- Task details -
Copy all lines holding the word "TypeScript" from the entries.

- Data lines -
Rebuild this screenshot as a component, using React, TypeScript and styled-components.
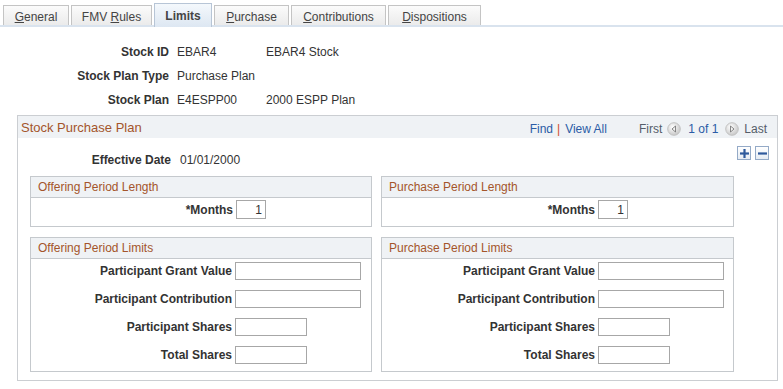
import React from 'react';
import styled, { createGlobalStyle } from 'styled-components';

const GlobalStyle = createGlobalStyle`
  body {
    margin: 0;
    background: #ffffff;
    font-family: 'Liberation Sans', Arial, sans-serif;
    font-size: 12px;
    color: #333333;
  }
`;

interface ITab {
  name: string;
  key?: number;
  width: number;
}

const tabs: ITab[] = [
  { name: 'General', key: 0, width: 66 },
  { name: 'FMV Rules', key: 4, width: 81 },
  { name: 'Limits', width: 58 },
  { name: 'Purchase', key: 0, width: 75 },
  { name: 'Contributions', key: 0, width: 95 },
  { name: 'Dispositions', key: 0, width: 93 },
];

const limitFields = [
  { label: 'Participant Grant Value', long: true },
  { label: 'Participant Contribution', long: true },
  { label: 'Participant Shares', long: false },
  { label: 'Total Shares', long: false },
];

function TabLabel({ tab }: { tab: ITab }) {
  if (tab.key === undefined) return <span>{tab.name}</span>;
  const i = tab.key;
  return (
    <span>
      {tab.name.slice(0, i)}
      <u>{tab.name[i]}</u>
      {tab.name.slice(i + 1)}
    </span>
  );
}

function NavArrow({ dir }: { dir: 'left' | 'right' }) {
  return (
    <svg width="14" height="14" viewBox="0 0 14 14">
      <defs>
        <radialGradient id={`g-${dir}`} cx="40%" cy="35%" r="70%">
          <stop offset="0%" stopColor="#ffffff" />
          <stop offset="100%" stopColor="#c4c4c4" />
        </radialGradient>
      </defs>
      <circle cx="7" cy="7" r="6.3" fill={`url(#g-${dir})`} stroke="#c2c2c2" />
      {dir === 'left' ? (
        <path d="M8.5 4 L5 7 L8.5 10 Z" fill="#f4f4f4" stroke="#6b6b6b" strokeWidth="0.8" />
      ) : (
        <path d="M5.5 4 L9 7 L5.5 10 Z" fill="#f4f4f4" stroke="#6b6b6b" strokeWidth="0.8" />
      )}
    </svg>
  );
}

function App() {
  return (
    <>
      <GlobalStyle />
      <TabBar>
        {tabs.map((tab) => (
          <Tab key={tab.name} active={tab.key === undefined} w={tab.width}>
            <TabLabel tab={tab} />
          </Tab>
        ))}
      </TabBar>

      <KeyGrid>
        <KeyLabel>Stock ID</KeyLabel>
        <KeyValue>EBAR4</KeyValue>
        <KeyValue>EBAR4 Stock</KeyValue>
        <KeyLabel>Stock Plan Type</KeyLabel>
        <KeyValue>Purchase Plan</KeyValue>
        <KeyValue />
        <KeyLabel>Stock Plan</KeyLabel>
        <KeyValue>E4ESPP00</KeyValue>
        <KeyValue>2000 ESPP Plan</KeyValue>
      </KeyGrid>

      <OuterBox>
        <OuterHeader>
          <OuterTitle>Stock Purchase Plan</OuterTitle>
          <Nav>
            <NavLink>Find</NavLink>
            <Sep>|</Sep>
            <NavLink>View All</NavLink>
            <Pager>
              <PagerText>First</PagerText>
              <NavArrow dir="left" />
              <PagerCount>1 of 1</PagerCount>
              <NavArrow dir="right" />
              <PagerText>Last</PagerText>
            </Pager>
          </Nav>
        </OuterHeader>
        <OuterBody>
          <TopRow>
            <EffRow>
              <EffLabel>Effective Date</EffLabel>
              <span>01/01/2000</span>
            </EffRow>
            <RowButtons>
              <RowButton aria-label="Add row">
                <svg width="9" height="9" viewBox="0 0 9 9">
                  <rect x="3.4" y="0" width="2.2" height="9" fill="#2f5a9c" />
                  <rect x="0" y="3.4" width="9" height="2.2" fill="#2f5a9c" />
                </svg>
              </RowButton>
              <RowButton aria-label="Delete row">
                <svg width="9" height="9" viewBox="0 0 9 9">
                  <rect x="0" y="3.4" width="9" height="2.2" fill="#2f5a9c" />
                </svg>
              </RowButton>
            </RowButtons>
          </TopRow>
          <Columns>
            <SubBox>
              <SubHeader>Offering Period Length</SubHeader>
              <FieldGrid labelWidth={202} short>
                <FieldLabel>*Months</FieldLabel>
                <MonthInput defaultValue="1" />
              </FieldGrid>
            </SubBox>
            <SubBox>
              <SubHeader>Purchase Period Length</SubHeader>
              <FieldGrid labelWidth={213} short>
                <FieldLabel>*Months</FieldLabel>
                <MonthInput defaultValue="1" />
              </FieldGrid>
            </SubBox>
            <SubBox>
              <SubHeader>Offering Period Limits</SubHeader>
              <FieldGrid labelWidth={201}>
                {limitFields.map((f) => (
                  <React.Fragment key={f.label}>
                    <FieldLabel>{f.label}</FieldLabel>
                    <TextInput long={f.long} />
                  </React.Fragment>
                ))}
              </FieldGrid>
            </SubBox>
            <SubBox>
              <SubHeader>Purchase Period Limits</SubHeader>
              <FieldGrid labelWidth={213}>
                {limitFields.map((f) => (
                  <React.Fragment key={f.label}>
                    <FieldLabel>{f.label}</FieldLabel>
                    <TextInput long={f.long} />
                  </React.Fragment>
                ))}
              </FieldGrid>
            </SubBox>
          </Columns>
        </OuterBody>
      </OuterBox>
    </>
  );
}

const TabBar = styled.div`
  display: flex;
  align-items: flex-end;
  gap: 2px;
  padding: 3px 0 0 3px;
  height: 22px;
  border-bottom: 2px solid #d9e3ee;
`;

const Tab = styled.div<{ active: boolean; w: number }>`
  box-sizing: border-box;
  width: ${(props) => props.w}px;
  height: ${(props) => (props.active ? 24 : 20)}px;
  margin-bottom: ${(props) => (props.active ? -2 : 0)}px;
  display: flex;
  align-items: center;
  justify-content: center;
  padding-top: ${(props) => (props.active ? 0 : 2)}px;
  border: 1px solid ${(props) => (props.active ? '#b7c5d6' : '#c4c4c4')};
  border-bottom: none;
  background: ${(props) =>
    props.active
      ? 'linear-gradient(#f4f8fc, #dde7f2)'
      : 'linear-gradient(#fbfbfb, #ebebeb)'};
  font-weight: ${(props) => (props.active ? 700 : 400)};
  color: #444444;
  white-space: pre;
`;

const KeyGrid = styled.div`
  display: grid;
  grid-template-columns: 177px 89px auto;
  grid-auto-rows: 24px;
  align-items: center;
  margin-top: 13px;
`;

const KeyLabel = styled.span`
  font-weight: 700;
  text-align: right;
  padding-right: 8px;
`;

const KeyValue = styled.span``;

const OuterBox = styled.div`
  box-sizing: border-box;
  width: 761px;
  margin: 3px 0 0 17px;
  border: 1px solid #cbced2;
`;

const OuterHeader = styled.div`
  height: 22px;
  display: flex;
  align-items: center;
  justify-content: space-between;
  padding: 0 10px 0 3px;
  background: #eff2f5;
`;

const OuterTitle = styled.span`
  font-size: 13px;
  color: #a4552b;
`;

const Nav = styled.div`
  display: flex;
  align-items: center;
  padding-top: 3px;
`;

const NavLink = styled.span`
  color: #2b5ca6;
`;

const Sep = styled.span`
  color: #cf4a2c;
  margin: 0 5px 0 4px;
`;

const Pager = styled.div`
  display: flex;
  align-items: center;
  gap: 5px;
  margin-left: 32px;
`;

const PagerText = styled.span`
  color: #555d69;
`;

const PagerCount = styled.span`
  color: #2b5ca6;
  margin: 0 2px;
`;

const OuterBody = styled.div`
  padding: 9px 8px 8px 12px;
`;

const TopRow = styled.div`
  display: flex;
  justify-content: space-between;
  align-items: flex-start;
  height: 29px;
`;

const EffRow = styled.div`
  display: flex;
  gap: 9px;
  margin-top: 6px;
  line-height: 14px;
`;

const EffLabel = styled.span`
  width: 141px;
  text-align: right;
  font-weight: 700;
`;

const RowButtons = styled.div`
  display: flex;
  gap: 4px;
  margin-top: -1px;
`;

const RowButton = styled.button`
  box-sizing: border-box;
  width: 14px;
  height: 14px;
  padding: 0;
  display: flex;
  align-items: center;
  justify-content: center;
  border: 1px solid #94aac7;
  background: linear-gradient(#ffffff, #e6ecf3);
`;

const Columns = styled.div`
  display: grid;
  grid-template-columns: 342px 353px;
  column-gap: 9px;
  row-gap: 10px;
`;

const SubBox = styled.div`
  border: 1px solid #c5c9cd;
`;

const SubHeader = styled.div`
  height: 20px;
  line-height: 20px;
  padding-left: 7px;
  background: #eff2f5;
  border-bottom: 1px solid #c5c9cd;
  color: #a4552b;
`;

const FieldGrid = styled.div<{ labelWidth: number; short?: boolean }>`
  display: grid;
  grid-template-columns: ${(props) => props.labelWidth}px auto;
  column-gap: 3px;
  row-gap: 10px;
  align-items: center;
  padding: ${(props) => (props.short ? '2px 0 7px' : '3px 0 7px')};
`;

const FieldLabel = styled.span`
  font-weight: 700;
  text-align: right;
`;

const TextInput = styled.input<{ long?: boolean }>`
  box-sizing: border-box;
  width: ${(props) => (props.long ? 126 : 72)}px;
  height: 18px;
  margin: 0;
  border: 1px solid #a7a7a7;
  font: 12px 'Liberation Sans', Arial, sans-serif;
`;

const MonthInput = styled.input`
  box-sizing: border-box;
  width: 30px;
  height: 19px;
  margin: 0;
  padding: 0 3px;
  border: 1px solid #a7a7a7;
  text-align: right;
  color: #333333;
  font: 12px 'Liberation Sans', Arial, sans-serif;
`;

export default App;
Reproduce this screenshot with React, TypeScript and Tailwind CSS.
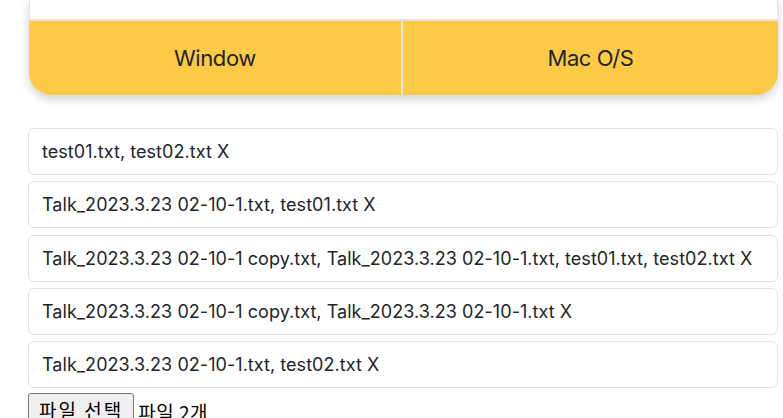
import React from "react";

const items = [
  "test01.txt, test02.txt X",
  "Talk_2023.3.23 02-10-1.txt, test01.txt X",
  "Talk_2023.3.23 02-10-1 copy.txt, Talk_2023.3.23 02-10-1.txt, test01.txt, test02.txt X",
  "Talk_2023.3.23 02-10-1 copy.txt, Talk_2023.3.23 02-10-1.txt X",
  "Talk_2023.3.23 02-10-1.txt, test02.txt X",
];

export default function App() {
  return (
    <div
      className="w-[783px] h-[418px] overflow-hidden bg-white text-[#212529]"
      style={{ fontFamily: "Inter, 'Noto Sans CJK KR', sans-serif" }}
    >
      <div className="ml-[29px] w-[749px] rounded-b-[22px] shadow-[0_4px_10px_rgba(0,0,0,0.18)] overflow-hidden">
        <div className="h-[19px] bg-white border-l border-r border-[#e3e3e3]" />
        <div className="h-[2px] bg-[#e2e2e2]" />
        <div className="flex h-[74px] bg-[#fec945]">
          <div className="w-[372px] flex items-center justify-center text-[22px] tracking-[-0.4px]">Window</div>
          <div className="w-[2px] bg-[#e6e6e6]" />
          <div className="flex-1 flex items-center justify-center text-[22px] tracking-[-0.4px]">Mac O/S</div>
        </div>
      </div>
      <div className="mt-[33px] ml-[28px] w-[750px] flex flex-col gap-[6.25px]">
        {items.map((t, i) => (
          <div
            key={i}
            className="h-[47px] border border-[#dee2e6] rounded-[6px] pl-[13px] flex items-center text-[18px] tracking-[0.05px] whitespace-nowrap"
          >
            {t}
          </div>
        ))}
      </div>
      <div className="ml-[28px] mt-[5px] flex items-center text-black" style={{ fontFamily: "'Noto Sans CJK KR', sans-serif" }}>
        <button className="h-[30px] pl-[10px] pr-[10px] bg-[#efefef] border border-[#767676] rounded-[3px] text-[19px] leading-none tracking-[2px] pt-[2px]">
          파일 선택
        </button>
        <span className="ml-[4px] text-[19px] leading-none pt-[6px] tracking-[0.5px]">파일 2개</span>
      </div>
    </div>
  );
}
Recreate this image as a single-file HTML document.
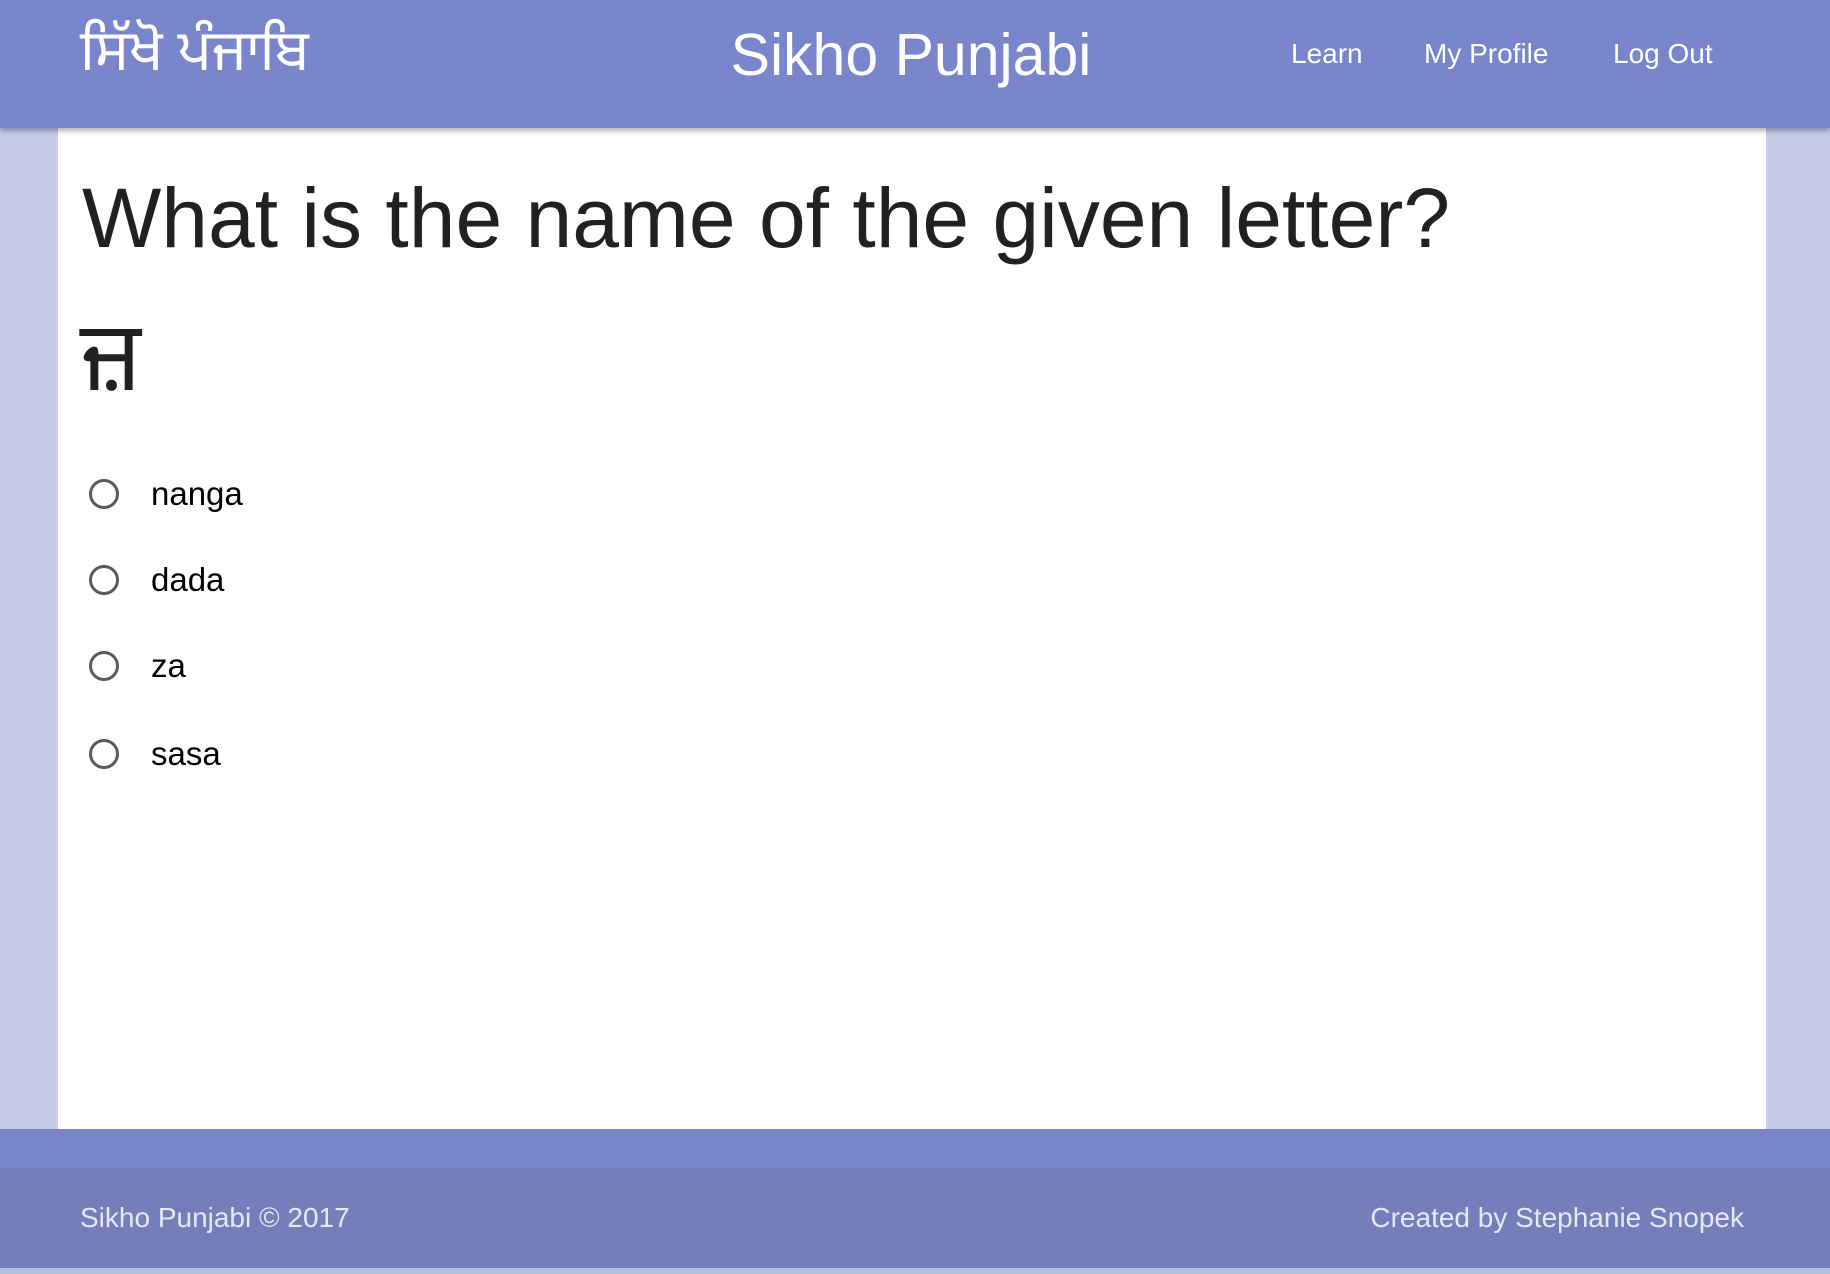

- Result for this task -
Rebuild this screenshot as a component, using React, TypeScript and styled-components.
Reproduce this screenshot with React, TypeScript and Tailwind CSS.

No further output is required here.